++++ Records

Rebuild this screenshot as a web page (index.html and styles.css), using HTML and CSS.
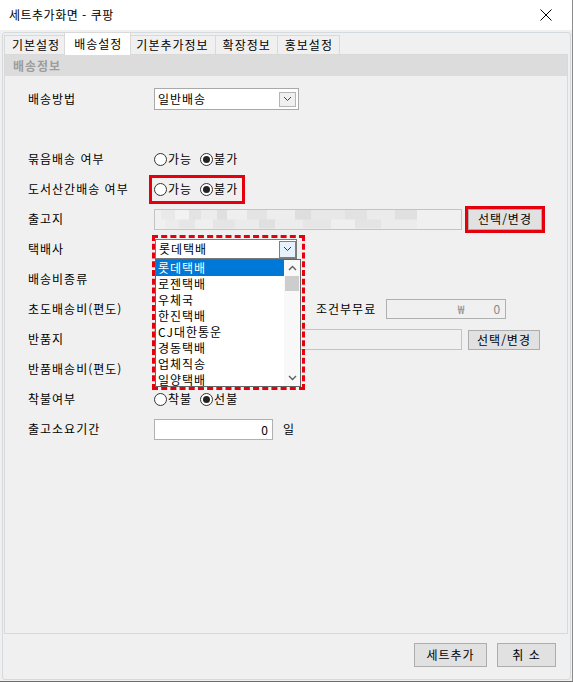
FILE: index.html
```html
<!DOCTYPE html>
<html lang="ko">
<head>
	<meta charset="utf-8">
	<title>세트추가화면 - 쿠팡</title>
	<link rel="stylesheet" href="styles.css">
</head>
<body>
<div class="window">
	<div class="titlebar">
		<span class="title">세트추가화면 - 쿠팡</span>
		<svg class="close" width="12" height="12" viewBox="0 0 12 12"><path d="M0.5 0.5 L11.5 11.5 M11.5 0.5 L0.5 11.5" stroke="#000" stroke-width="1" fill="none"/></svg>
	</div>

	<div class="frame">
		<div class="tabs">
			<div class="tab">기본설정</div>
			<div class="tab active">배송설정</div>
			<div class="tab">기본추가정보</div>
			<div class="tab">확장정보</div>
			<div class="tab">홍보설정</div>
		</div>

		<div class="page">
			<div class="group-head">배송정보</div>
			<div class="form">
				<div class="label">배송방법</div>
				<div class="field">
					<div class="select select-method">
						<span class="value">일반배송</span>
						<span class="drop"><svg width="9" height="6" viewBox="0 0 9 6"><path d="M1 1 L4.5 4.5 L8 1" stroke="#444" fill="none"/></svg></span>
					</div>
				</div>

				<div class="label"></div>
				<div class="field"></div>

				<div class="label">묶음배송 여부</div>
				<div class="field">
					<div class="radios">
						<span class="radio"><i class="dot"></i>가능</span>
						<span class="radio on"><i class="dot"></i>불가</span>
					</div>
				</div>

				<div class="label">도서산간배송 여부</div>
				<div class="field">
					<div class="radios hl">
						<span class="radio"><i class="dot"></i>가능</span>
						<span class="radio on"><i class="dot"></i>불가</span>
					</div>
				</div>

				<div class="label">출고지</div>
				<div class="field">
					<div class="text text-addr blur"></div>
					<button class="btn btn-pick hl-btn">선택/변경</button>
				</div>

				<div class="label">택배사</div>
				<div class="field">
					<div class="combo">
						<div class="select select-carrier">
							<span class="value">롯데택배</span>
							<span class="drop hover"><svg width="9" height="6" viewBox="0 0 9 6"><path d="M1 1 L4.5 4.5 L8 1" stroke="#333" fill="none"/></svg></span>
						</div>
						<div class="list">
							<div class="items">
								<div class="item sel">롯데택배</div>
								<div class="item">로젠택배</div>
								<div class="item">우체국</div>
								<div class="item">한진택배</div>
								<div class="item">CJ대한통운</div>
								<div class="item">경동택배</div>
								<div class="item">업체직송</div>
								<div class="item">일양택배</div>
							</div>
							<div class="scroll">
								<span class="arrow"><svg width="9" height="6" viewBox="0 0 9 6"><path d="M1 5 L4.5 1.5 L8 5" stroke="#606060" stroke-width="1.4" fill="none"/></svg></span>
								<span class="thumb"></span>
								<span class="track"></span>
								<span class="arrow"><svg width="9" height="6" viewBox="0 0 9 6"><path d="M1 1 L4.5 4.5 L8 1" stroke="#606060" stroke-width="1.4" fill="none"/></svg></span>
							</div>
						</div>
						<div class="mark-dashed"></div>
					</div>
				</div>

				<div class="label">배송비종류</div>
				<div class="field"></div>

				<div class="label">초도배송비(편도)</div>
				<div class="field">
					<div class="spacer"></div>
					<span class="sub-label">조건부무료</span>
					<div class="text text-money"><span>₩</span><span>0</span></div>
				</div>

				<div class="label">반품지</div>
				<div class="field">
					<div class="text text-addr"></div>
					<button class="btn btn-pick btn-pick2">선택/변경</button>
				</div>

				<div class="label">반품배송비(편도)</div>
				<div class="field"></div>

				<div class="label">착불여부</div>
				<div class="field">
					<div class="radios">
						<span class="radio"><i class="dot"></i>착불</span>
						<span class="radio on"><i class="dot"></i>선불</span>
					</div>
				</div>

				<div class="label">출고소요기간</div>
				<div class="field">
					<div class="text text-days">0</div>
					<span class="unit">일</span>
				</div>
			</div>
		</div>

		<div class="footer">
			<button class="btn btn-add">세트추가</button>
			<button class="btn btn-cancel">취 소</button>
		</div>
	</div>
</div>
</body>
</html>
```

FILE: styles.css
```css
*{
	box-sizing: border-box;
}

body{
	margin: 0;
	background: #f0f0f0;
	font-family: "Noto Sans CJK KR", "Noto Sans", sans-serif;
	font-size: 12px;
	letter-spacing: 1px;
	color: #000;
}

.window{
	width: 573px;
	height: 682px;
	display: flex;
	flex-direction: column;
	background: #f0f0f0;
	border-right: 1px solid #8c8c8c;
	border-bottom: 1px solid #6e6e6e;
	overflow: hidden;
}

/* title bar */
.titlebar{
	flex: none;
	height: 30px;
	display: flex;
	align-items: center;
	justify-content: space-between;
	padding: 0 20px 0 9px;
	background: #fff;
}
	.title{
		line-height: 14px;
		letter-spacing: 0.5px;
	}

/* outer frame with tabs */
.frame{
	flex: 1;
	display: flex;
	flex-direction: column;
	margin: 2px 1px 1px 2px;
	border: 1px solid #d5dadf;
	border-radius: 3px;
}

.tabs{
	display: flex;
	align-items: flex-end;
	height: 22px;
	padding-left: 1px;
	margin-bottom: -1px;
}
	.tab{
		height: 20px;
		padding: 0 6px 0 7px;
		line-height: 18px;
		border: 1px solid #d9d9d9;
		border-bottom: none;
		margin-right: -1px;
		background: #f0f0f0;
		white-space: nowrap;
	}
	.tab.active{
		height: 23px;
		padding: 0 8px 0 9px;
		margin: 0 -3px 0 -2px;
		line-height: 21px;
		background: #fff;
		position: relative;
		z-index: 1;
	}

.page{
	height: 580px;
	margin: 0 2px 0 1px;
	border: 1px solid #d9d9d9;
	display: flex;
	flex-direction: column;
}

.group-head{
	height: 21px;
	padding-left: 8px;
	line-height: 21px;
	background: #dcdcdc;
	color: #9d9d9d;
	font-weight: bold;
}

/* form rows */
.form{
	display: grid;
	grid-template-columns: 126px 1fr;
	grid-auto-rows: 30px;
	align-items: center;
	padding: 8px 0 0 23px;
}
	.label{
		line-height: 14px;
		white-space: nowrap;
	}
	.field{
		display: flex;
		align-items: center;
		height: 30px;
	}

.select{
	display: flex;
	align-items: center;
	justify-content: space-between;
	background: #fff;
	border: 1px solid #a9a9a9;
}
	.select .value{
		line-height: 14px;
		padding-left: 3px;
	}
	.select-method{
		width: 145px;
		height: 22px;
		padding-right: 2px;
	}
	.drop{
		width: 17px;
		height: 15px;
		display: flex;
		align-items: center;
		justify-content: center;
		border: 1px solid #b5b5b5;
		background: #f0f0f0;
	}
	.drop.hover{
		height: 17px;
		border-color: #3c8fdc;
		background: #e5f1fb;
	}

.radios{
	display: flex;
	align-items: center;
	gap: 8px;
}
	.radio{
		display: flex;
		align-items: center;
		gap: 1px;
		line-height: 14px;
	}
	.dot{
		width: 13px;
		height: 13px;
		display: flex;
		align-items: center;
		justify-content: center;
		border: 1px solid #333;
		border-radius: 50%;
		background: #fff;
	}
	.radio.on .dot::after{
		content: "";
		width: 7px;
		height: 7px;
		border-radius: 50%;
		background: #222;
	}

.hl{
	height: 23px;
	margin-left: -2px;
	padding: 0 4px 0 2px;
	outline: 3px solid #e5000e;
}

.text{
	height: 21px;
	border: 1px solid #b0b0b0;
	background: #fff;
}
	.text-addr{
		width: 308px;
		background: #f0f0f0;
		border-color: #c4c4c4;
	}
	.blur{
		background:
			linear-gradient(90deg, #f0f0f0 0 6px, #e9e9e9 6px 20px, #f2f2f2 20px 34px, #e3e3e3 34px 46px, #ececec 46px 62px, #dfdfdf 62px 72px, #efefef 72px 92px, #e4e4e4 92px 112px, #ededed 112px 140px, #dedede 140px 156px, #e8e8e8 156px 190px, #e2e2e2 190px 212px, #ebebeb 212px 240px, #e0e0e0 240px 262px, #f0f0f0 262px) top / 100% 50% no-repeat,
			linear-gradient(90deg, #f0f0f0 0 10px, #ececec 10px 24px, #e6e6e6 24px 40px, #efefef 40px 58px, #e5e5e5 58px 80px, #ebebeb 80px 104px, #e0e0e0 104px 120px, #ececec 120px 148px, #e6e6e6 148px 176px, #efefef 176px 200px, #e4e4e4 200px 226px, #ececec 226px 262px, #f0f0f0 262px) bottom / 100% 50% no-repeat;
	}
	.text-money{
		width: 120px;
		height: 20px;
		display: flex;
		align-items: center;
		justify-content: flex-end;
		gap: 28px;
		padding-right: 4px;
		background: #f0f0f0;
		color: #8a8a8a;
		line-height: 14px;
	}
	.text-days{
		width: 119px;
		height: 21px;
		padding-right: 3px;
		text-align: right;
		line-height: 19px;
	}

.unit{
	margin-left: 10px;
	line-height: 14px;
}

.spacer{
	width: 148px;
}
.sub-label{
	margin: 0 10px 0 14px;
	line-height: 14px;
}

.btn{
	height: 21px;
	padding: 0;
	border: 1px solid #adadad;
	background: #e1e1e1;
	font-family: inherit;
	font-size: 12px;
	letter-spacing: 1px;
	color: #000;
	line-height: 14px;
}
	.btn-pick{
		width: 74px;
		margin-left: 6px;
	}
	.btn-pick2{
		width: 72px;
		height: 20px;
		margin-top: 1px;
	}
	.hl-btn{
		outline: 3px solid #e5000e;
	}
	.btn-add{
		width: 73px;
		height: 24px;
	}
	.btn-cancel{
		width: 59px;
		height: 24px;
	}

/* open combo list */
.combo{
	position: relative;
	width: 142px;
	height: 20px;
	margin-left: 1px;
}
	.select-carrier{
		height: 20px;
		border-color: #7a7a7a;
		padding-right: 0;
	}
	.list{
		position: absolute;
		left: 0;
		top: 20px;
		width: 146px;
		height: 128px;
		display: flex;
		border: 1px solid #646464;
		background: #fff;
		z-index: 2;
	}
	.items{
		flex: 1;
	}
	.item{
		height: 16px;
		padding-left: 2px;
		line-height: 16px;
		white-space: nowrap;
	}
	.item.sel{
		background: #0078d7;
		color: #fff;
	}
	.scroll{
		width: 16px;
		display: flex;
		flex-direction: column;
		background: #f8f8f8;
	}
	.arrow{
		height: 16px;
		display: flex;
		align-items: center;
		justify-content: center;
	}
	.thumb{
		height: 15px;
		margin: 0 1px;
		background: #cdcdcd;
	}
	.track{
		flex: 1;
	}
	.mark-dashed{
		position: absolute;
		left: 0;
		top: -1px;
		width: 147px;
		height: 149px;
		outline: 3px dashed #e5000e;
		z-index: 3;
		pointer-events: none;
	}

.footer{
	display: flex;
	justify-content: flex-end;
	gap: 10px;
	padding: 9px 14px 0 0;
}
```
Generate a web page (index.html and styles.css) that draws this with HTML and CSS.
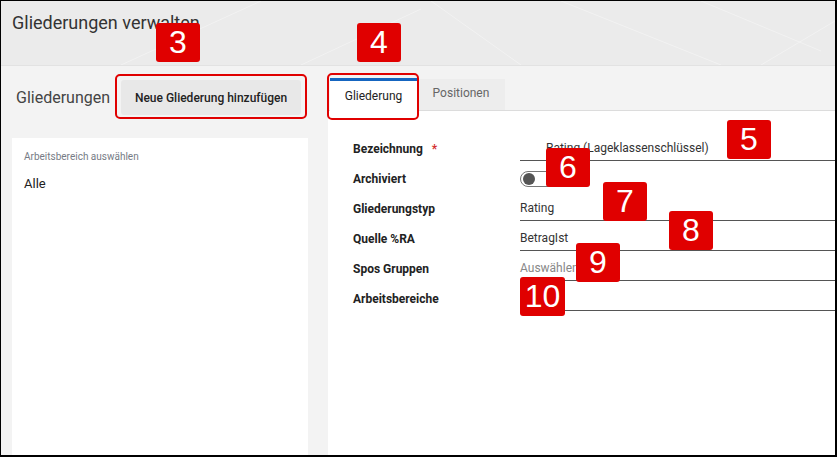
FILE: index.html
```html
<!DOCTYPE html>
<html lang="de">
<head>
    <meta charset="UTF-8">
    <meta name="viewport" content="width=device-width, initial-scale=1.0">
    <title>Gliederungen verwalten</title>
    <link rel="stylesheet" href="styles.css">
</head>
<body>
    <div class="frame">
        <header class="top">
            <svg class="top-texture" width="834" height="64" viewBox="0 0 834 64">
                <path d="M120 64 L260 0 M300 64 L420 8 M560 0 L720 64 M700 0 L820 50 M760 64 L834 20 M430 0 L520 64" stroke="#ffffff" stroke-width="1" fill="none" opacity="0.35"/>
            </svg>
            <h1>Gliederungen verwalten</h1>
        </header>

        <div class="main">
            <div class="left">
                <div class="left-head">
                    <span class="left-title">Gliederungen</span>
                    <button class="add-button">Neue Gliederung hinzufügen</button>
                </div>
                <div class="panel">
                    <div class="panel-label">Arbeitsbereich auswählen</div>
                    <div class="panel-item">Alle</div>
                </div>
            </div>

            <div class="right">
                <div class="tabs">
                    <div class="tab active">Gliederung</div>
                    <div class="tab">Positionen</div>
                </div>
                <div class="form-panel">
                    <div class="row">
                        <label class="field-label">Bezeichnung <span class="req">*</span></label>
                        <div class="field line indent">Rating (Lageklassenschlüssel)</div>
                    </div>
                    <div class="row">
                        <label class="field-label">Archiviert</label>
                        <div class="field">
                            <span class="toggle"><span class="knob"></span></span>
                        </div>
                    </div>
                    <div class="row">
                        <label class="field-label">Gliederungstyp</label>
                        <div class="field line">Rating</div>
                    </div>
                    <div class="row">
                        <label class="field-label">Quelle %RA</label>
                        <div class="field line">BetragIst</div>
                    </div>
                    <div class="row">
                        <label class="field-label">Spos Gruppen</label>
                        <div class="field line placeholder">Auswählen</div>
                    </div>
                    <div class="row">
                        <label class="field-label">Arbeitsbereiche</label>
                        <div class="field line"></div>
                    </div>
                </div>
            </div>
        </div>

        <!-- Markierungen -->
        <div class="outline outline-button"></div>
        <div class="outline outline-tab"></div>
        <div class="badge b3">3</div>
        <div class="badge b4">4</div>
        <div class="badge b5">5</div>
        <div class="badge b6">6</div>
        <div class="badge b7">7</div>
        <div class="badge b8">8</div>
        <div class="badge b9">9</div>
        <div class="badge b10">10</div>
    </div>
</body>
</html>
```

FILE: styles.css
```css
* {
    box-sizing: border-box;
}
body {
    margin: 0;
    font-family: Roboto, "Liberation Sans", Arial, sans-serif;
    background: #ffffff;
}
.frame {
    position: relative;
    width: 837px;
    height: 457px;
    border-style: solid;
    border-color: #000;
    border-width: 1px 2px 2px 1px;
    background-color: #f3f3f3;
    overflow: hidden;
}
.top {
    position: relative;
    height: 65px;
    background-color: #ebebeb;
    border-bottom: 1px solid #e2e2e2;
}
.top-texture {
    position: absolute;
    left: 0;
    top: 0;
}
.top h1 {
    position: relative;
    margin: 0;
    padding: 11px 0 0 11px;
    font-size: 18px;
    font-weight: normal;
    line-height: 22px;
    color: #333;
}
.main {
    display: grid;
    grid-template-columns: 296px 1fr;
    column-gap: 20px;
    padding-left: 11px;
    height: 390px;
}
.left {
    display: flex;
    flex-direction: column;
}
.left-head {
    height: 72px;
    padding: 12px 7px 0 4px;
    display: flex;
    align-items: flex-start;
    justify-content: space-between;
}
.left-title {
    line-height: 40px;
    font-size: 16px;
    color: #444;
}
.add-button {
    margin-top: 2px;
    width: 180px;
    height: 35px;
    border: none;
    border-radius: 3px;
    background-color: #e8e8e8;
    font-family: Roboto, "Liberation Sans", Arial, sans-serif;
    font-size: 12px;
    font-weight: 500;
    color: #222;
}
.panel {
    flex: 1;
    background: #ffffff;
    padding: 13px 12px 0 12px;
}
.panel-label {
    font-size: 10px;
    line-height: 12px;
    color: #767b85;
}
.panel-item {
    margin-top: 13px;
    font-size: 13px;
    line-height: 16px;
    color: #222;
}
.right {
    display: flex;
    flex-direction: column;
}
.tabs {
    height: 45px;
    padding: 12px 0 0 2px;
    display: flex;
    align-items: flex-end;
    border-bottom: 1px solid #dcdcdc;
}
.tab {
    width: 88px;
    height: 31px;
    font-size: 12px;
    line-height: 29px;
    text-align: center;
    color: #666;
    background-color: #ededed;
}
.tab.active {
    width: 87px;
    height: 33px;
    margin-bottom: -1px;
    border-top: 3px solid #1565c0;
    line-height: 30px;
    color: #222;
    background: #ffffff;
}
.form-panel {
    flex: 1;
    background: #ffffff;
    padding: 23px 0 0 25px;
}
.row {
    display: grid;
    grid-template-columns: 167px 1fr;
    height: 30px;
    align-items: center;
}
.field-label {
    font-size: 12px;
    font-weight: bold;
    color: #222;
}
.req {
    color: #d32f2f;
    margin-left: 6px;
}
.field {
    height: 24px;
    font-size: 12px;
    line-height: 23px;
    color: #333;
    display: flex;
    align-items: center;
}
.field.line {
    border-bottom: 1px solid #555;
}
.field.indent {
    padding-left: 26px;
}
.field.placeholder {
    color: #888;
}
.toggle {
    position: relative;
    width: 37px;
    height: 16px;
    border: 1px solid #777;
    border-radius: 8px;
    background: #fff;
}
.knob {
    position: absolute;
    left: 2px;
    top: 1px;
    width: 12px;
    height: 12px;
    border-radius: 50%;
    background-color: #555;
}
.outline {
    position: absolute;
    border: 2px solid #e00000;
    border-radius: 5px;
}
.outline-button {
    left: 114px;
    top: 73px;
    width: 192px;
    height: 45px;
}
.outline-tab {
    left: 326px;
    top: 72px;
    width: 92px;
    height: 47px;
}
.badge {
    position: absolute;
    width: 44px;
    height: 39px;
    border-radius: 3px;
    background-color: #e00000;
    color: #fff;
    font-family: "Liberation Sans", Arial, sans-serif;
    font-size: 32px;
    line-height: 39px;
    text-align: center;
}
.b3 { left: 155px; top: 22px; }
.b4 { left: 356px; top: 22px; }
.b5 { left: 726px; top: 119px; }
.b6 { left: 545px; top: 147px; }
.b7 { left: 602px; top: 181px; }
.b8 { left: 668px; top: 210px; }
.b9 { left: 575px; top: 242px; }
.b10 { left: 519px; top: 276px; width: 45px; }
```
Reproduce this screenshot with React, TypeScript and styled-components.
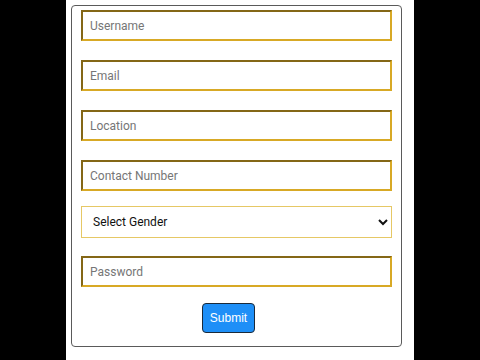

++++++++

**Short problem**
State the number of lines in these entries that include the string "page". Provide nothing beyond that number.

**Reply to the exercise**
4